> [Do this]
Go through the data below and copy it exactly, skipping every picture.

> [Stored data]
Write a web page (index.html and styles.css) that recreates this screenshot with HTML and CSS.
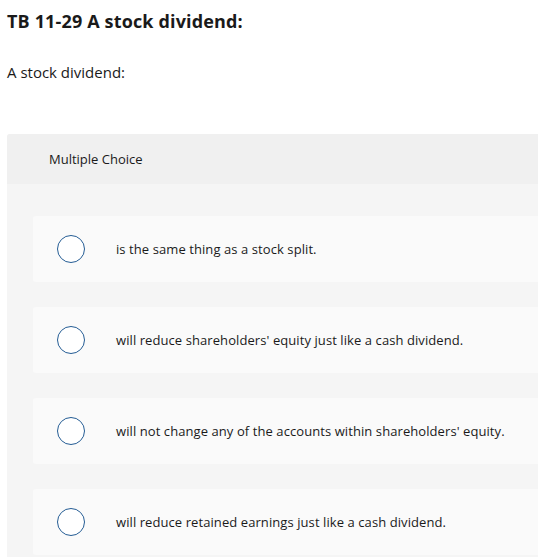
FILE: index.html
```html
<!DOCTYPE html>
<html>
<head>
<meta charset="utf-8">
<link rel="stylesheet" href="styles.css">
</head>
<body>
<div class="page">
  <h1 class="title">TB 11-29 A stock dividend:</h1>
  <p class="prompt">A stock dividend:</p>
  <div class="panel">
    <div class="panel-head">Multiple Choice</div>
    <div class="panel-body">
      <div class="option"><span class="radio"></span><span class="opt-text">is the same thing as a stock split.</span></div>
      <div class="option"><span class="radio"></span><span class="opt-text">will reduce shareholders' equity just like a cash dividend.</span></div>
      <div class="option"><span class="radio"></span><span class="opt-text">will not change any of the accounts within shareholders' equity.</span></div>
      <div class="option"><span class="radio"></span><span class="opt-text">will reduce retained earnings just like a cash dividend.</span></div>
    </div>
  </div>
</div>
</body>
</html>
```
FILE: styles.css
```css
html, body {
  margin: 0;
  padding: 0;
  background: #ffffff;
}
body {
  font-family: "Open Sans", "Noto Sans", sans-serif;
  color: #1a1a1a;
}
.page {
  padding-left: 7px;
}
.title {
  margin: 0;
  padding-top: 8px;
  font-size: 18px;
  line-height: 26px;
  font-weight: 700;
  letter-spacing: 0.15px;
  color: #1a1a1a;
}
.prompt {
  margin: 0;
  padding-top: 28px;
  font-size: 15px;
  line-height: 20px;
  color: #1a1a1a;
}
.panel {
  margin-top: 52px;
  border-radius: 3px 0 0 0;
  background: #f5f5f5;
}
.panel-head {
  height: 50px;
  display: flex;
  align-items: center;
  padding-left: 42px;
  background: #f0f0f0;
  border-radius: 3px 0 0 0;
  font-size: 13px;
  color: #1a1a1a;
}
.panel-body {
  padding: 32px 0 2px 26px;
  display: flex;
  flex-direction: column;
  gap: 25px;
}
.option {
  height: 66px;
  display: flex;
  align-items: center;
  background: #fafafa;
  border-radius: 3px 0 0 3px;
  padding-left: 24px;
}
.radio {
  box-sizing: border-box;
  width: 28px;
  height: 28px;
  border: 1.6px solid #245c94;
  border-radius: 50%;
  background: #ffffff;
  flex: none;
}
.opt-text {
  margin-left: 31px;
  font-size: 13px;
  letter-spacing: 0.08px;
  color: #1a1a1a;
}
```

> [Written reply]
Write a web page (index.html and styles.css) that recreates this screenshot with HTML and CSS.
FILE: index.html
```html
<!DOCTYPE html>
<html>
<head>
<meta charset="utf-8">
<link rel="stylesheet" href="styles.css">
</head>
<body>
<div class="page">
  <h1 class="title">TB 11-29 A stock dividend:</h1>
  <p class="prompt">A stock dividend:</p>
  <div class="panel">
    <div class="panel-head">Multiple Choice</div>
    <div class="panel-body">
      <div class="option"><span class="radio"></span><span class="opt-text">is the same thing as a stock split.</span></div>
      <div class="option"><span class="radio"></span><span class="opt-text">will reduce shareholders' equity just like a cash dividend.</span></div>
      <div class="option"><span class="radio"></span><span class="opt-text">will not change any of the accounts within shareholders' equity.</span></div>
      <div class="option"><span class="radio"></span><span class="opt-text">will reduce retained earnings just like a cash dividend.</span></div>
    </div>
  </div>
</div>
</body>
</html>
```
FILE: styles.css
```css
html, body {
  margin: 0;
  padding: 0;
  background: #ffffff;
}
body {
  font-family: "Open Sans", "Noto Sans", sans-serif;
  color: #1a1a1a;
}
.page {
  padding-left: 7px;
}
.title {
  margin: 0;
  padding-top: 8px;
  font-size: 18px;
  line-height: 26px;
  font-weight: 700;
  letter-spacing: 0.15px;
  color: #1a1a1a;
}
.prompt {
  margin: 0;
  padding-top: 28px;
  font-size: 15px;
  line-height: 20px;
  color: #1a1a1a;
}
.panel {
  margin-top: 52px;
  border-radius: 3px 0 0 0;
  background: #f5f5f5;
}
.panel-head {
  height: 50px;
  display: flex;
  align-items: center;
  padding-left: 42px;
  background: #f0f0f0;
  border-radius: 3px 0 0 0;
  font-size: 13px;
  color: #1a1a1a;
}
.panel-body {
  padding: 32px 0 2px 26px;
  display: flex;
  flex-direction: column;
  gap: 25px;
}
.option {
  height: 66px;
  display: flex;
  align-items: center;
  background: #fafafa;
  border-radius: 3px 0 0 3px;
  padding-left: 24px;
}
.radio {
  box-sizing: border-box;
  width: 28px;
  height: 28px;
  border: 1.6px solid #245c94;
  border-radius: 50%;
  background: #ffffff;
  flex: none;
}
.opt-text {
  margin-left: 31px;
  font-size: 13px;
  letter-spacing: 0.08px;
  color: #1a1a1a;
}
```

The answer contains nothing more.